Em nossa própria pesquisa, conduzida em 2013 em universidades selecionadas no Extremo Oriente da Rússia, encontramos resultados similares: 31 por cento dos respondentes observaram algumas infrações durante o período do EGE; sendo que 14 por cento desses observaram tais infrações pessoalmente, enquanto que 17 por cento mencionaram parentes ou amigos. Entre as infrações relatadas encontram-se a divulgação das questões das provas antes do exame, uso de telefones celulares (para busca na internet ou SMS), ajuda por parte dos fiscais de prova no local e a reabertura dos envelopes selados de provas concluídas para correção de erros.
 
Além do EGE,existe outra oportunidade de ocorrência de fraudes e corrupção no processo de admissão das universidades. Em nossa pesquisa, 12 por cento dos participantes teria ouvido falar sobre outros tipos de infrações durante os processos de admissão através de relatos de seus amigos e parentes, e apenas 4 por cento dos participantes afirmaram ter tido alguma experiência pessoal relacionada às mesmas. Entre as infrações incluem-se pagamentos em dinheiro ou não, para obter moradia estudantil costeada – local de moradia que é pago pelo estado e não pela mensalidade individual.  Outra possível infração envolve subornos ou tratamento especial, como por exemplo, a obtenção de um contrato em condições preferenciais para estudantes, como um contrato entre a indústria e a universidade.
 
Existem algumas tendências recentes que valem ser ressaltadas: o número de órfãos, estudantes deficientes e estudantes com diplomas de reconhecimento por resultados em competições acadêmicas (olympiady). Estas três categorias também recebem tratamento preferencial durante o processo de admissão da universidade. A abordagem aqui é seletiva, mas, um dos respondentes em nosso estudo mencionou que um verdadeiro órfão não era levado em consideração e outros alunos reclamaram que nem todos os resultados de uma olympiady eram levados em conta.
 
Quem se beneficia das altas pontuações do EGE?
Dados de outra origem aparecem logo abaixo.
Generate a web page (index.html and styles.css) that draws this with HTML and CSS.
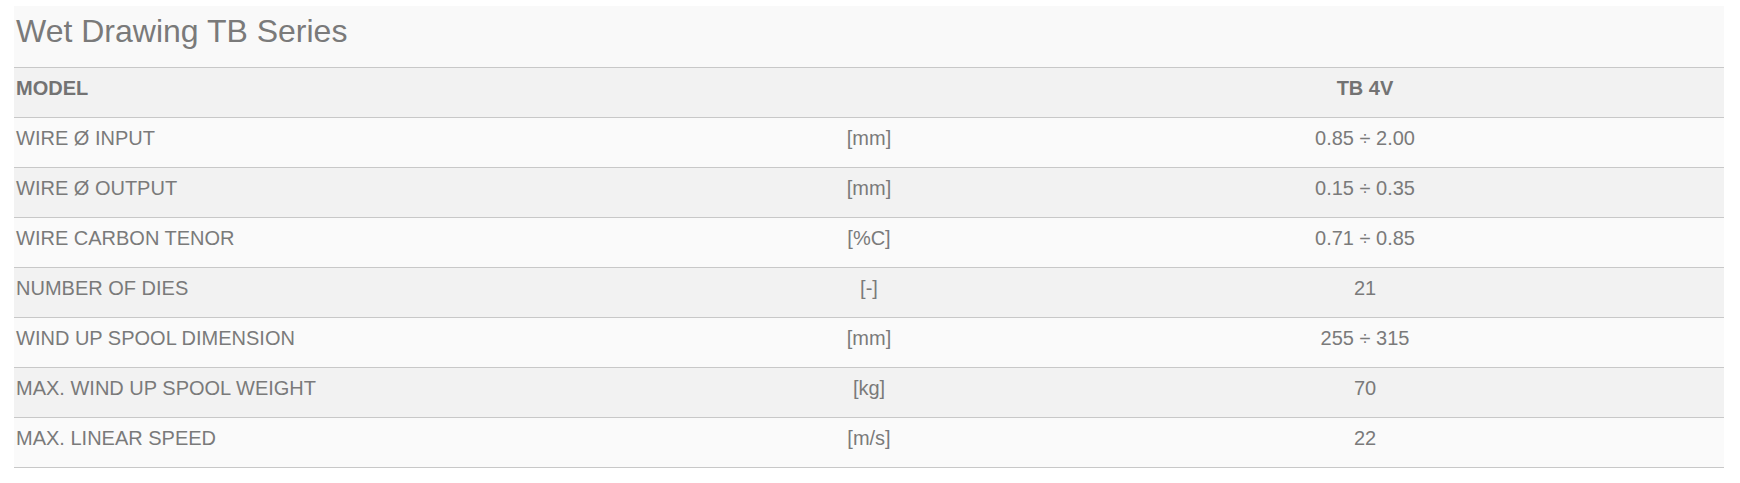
FILE: index.html
```html
<!DOCTYPE html>
<html>
<head>
<meta charset="utf-8">
<link rel="stylesheet" href="styles.css">
</head>
<body>
<div class="page">
  <div class="panel">
    <h1 class="title">Wet Drawing TB Series</h1>
    <table class="specs">
      <colgroup>
        <col class="c-name"><col class="c-unit"><col class="c-val">
      </colgroup>
      <thead>
        <tr><th class="name">MODEL</th><th class="unit"></th><th class="val">TB 4V</th></tr>
      </thead>
      <tbody>
        <tr><td class="name">WIRE Ø INPUT</td><td class="unit">[mm]</td><td class="val">0.85 ÷ 2.00</td></tr>
        <tr><td class="name">WIRE Ø OUTPUT</td><td class="unit">[mm]</td><td class="val">0.15 ÷ 0.35</td></tr>
        <tr><td class="name">WIRE CARBON TENOR</td><td class="unit">[%C]</td><td class="val">0.71 ÷ 0.85</td></tr>
        <tr><td class="name">NUMBER OF DIES</td><td class="unit">[-]</td><td class="val">21</td></tr>
        <tr><td class="name">WIND UP SPOOL DIMENSION</td><td class="unit">[mm]</td><td class="val">255 ÷ 315</td></tr>
        <tr><td class="name">MAX. WIND UP SPOOL WEIGHT</td><td class="unit">[kg]</td><td class="val">70</td></tr>
        <tr><td class="name">MAX. LINEAR SPEED</td><td class="unit">[m/s]</td><td class="val">22</td></tr>
      </tbody>
    </table>
  </div>
</div>
</body>
</html>
```

FILE: styles.css
```css
html, body {
  margin: 0;
  padding: 0;
  background: #ffffff;
}
.page {
  padding: 6px 16px 0 14px;
  font-family: "Liberation Sans", Arial, sans-serif;
  color: #7a7a7a;
}
.panel {
  width: 1710px;
  background: #f9f9f9;
}
.title {
  margin: 0;
  padding: 7px 2px 17px 2px;
  font-size: 32px;
  line-height: 37px;
  font-weight: normal;
  color: #7a7a7a;
}
.specs {
  width: 1710px;
  border-collapse: collapse;
  table-layout: fixed;
  font-size: 20px;
}
.c-name { width: 718px; }
.c-unit { width: 274px; }
.c-val { width: 718px; }
.specs th, .specs td {
  height: 23px;
  line-height: 23px;
  padding: 9px 2px 17px 2px;
  vertical-align: top;
  border-top: 1px solid #c8c8c8;
  border-bottom: 1px solid #c8c8c8;
}
.specs th {
  font-weight: bold;
  color: #737373;
  background: #f2f2f2;
}
.specs .name { text-align: left; }
.specs .unit, .specs .val { text-align: center; }
.specs tbody tr:nth-child(odd) td { background: #fafafa; }
.specs tbody tr:nth-child(even) td { background: #f2f2f2; }
```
O primeiro grupo é representado pelos formandos do ensino médio – estudantes em potencial. Pontuações altas poderão lhes abrir as portas das universidades de elite e aumentar as chances de obtenção de residência estudantil costeada pelo estado. O segundo grupo é representado pelas universidades. A Escola Superior de Economia monitora praticamente todas as universidades russas de acordo com a pontuação média no EGE de seus candidatos. Calouros com mais de 70 pontos (de 100) são considerados como estudantes de alta performance, em quanto que aqueles com menos de 56 pontos são considerados exatamente o oposto. As universidades que aceitam estudantes com uma pontuação inferior a 56 pontos poderão ser sinalizadas e segregadas pelo Ministério de Educação e Pesquisa para as devidas sanções.  O terceiro grupo de beneficiários são as escolas segundarias: quanto mais graduados tiverem com pontuação alta no EGE melhor será a reputação da escola. Esta interdependência de todos os atores envolvidos – estudantes, universidades, e escolas secundárias – poderá tornar os mecanismos que permitem intervir para remediar as várias formas de corrupção neste nível bastante difíceis.  Tais formas de corrupção poderão até nem envolver dinheiro: Durante o EGE, um professor poderá deixar a turma por alguns minutos e assim permitir aos jovens a oportunidade de colarem durante o exame ou consultar anotações. Desta feita, o professor poderá ser guiado apenas pela preocupação com o futuro profissional de seus alunos.
 
A questão para o futuro será se este novo sistema impedirá, ou na realidade promoverá a corrupção. Na Rússia, onde a corrupção é endêmica, é possível que não desapareça completamente. Apesar disso, a Introdução do EGE tem sido um passo bastante importante no sistema educacional russo, incentivando as universidades a trabalhar de maneira mais transparente, permitindo também desde sua introdução, um aumento significante na mobilidade dos estudantes. Os dados do Rosstat, Serviços de Estatística do Governo da Federação Russa, demonstram um influxo elevado de estudantes em regiões (de 85 delas), que desde 2009 apresentam os padrões educacionais mais elevados. Por outro lado, as regiões com padrões educacionais inferiores estão sofrendo. Nossos dados do Extremo-Oriente da Rússia provam esta tendência: as principais universidades nas áreas urbanas matriculam cada vez mais estudantes provenientes de pequenas cidades e vilarejos.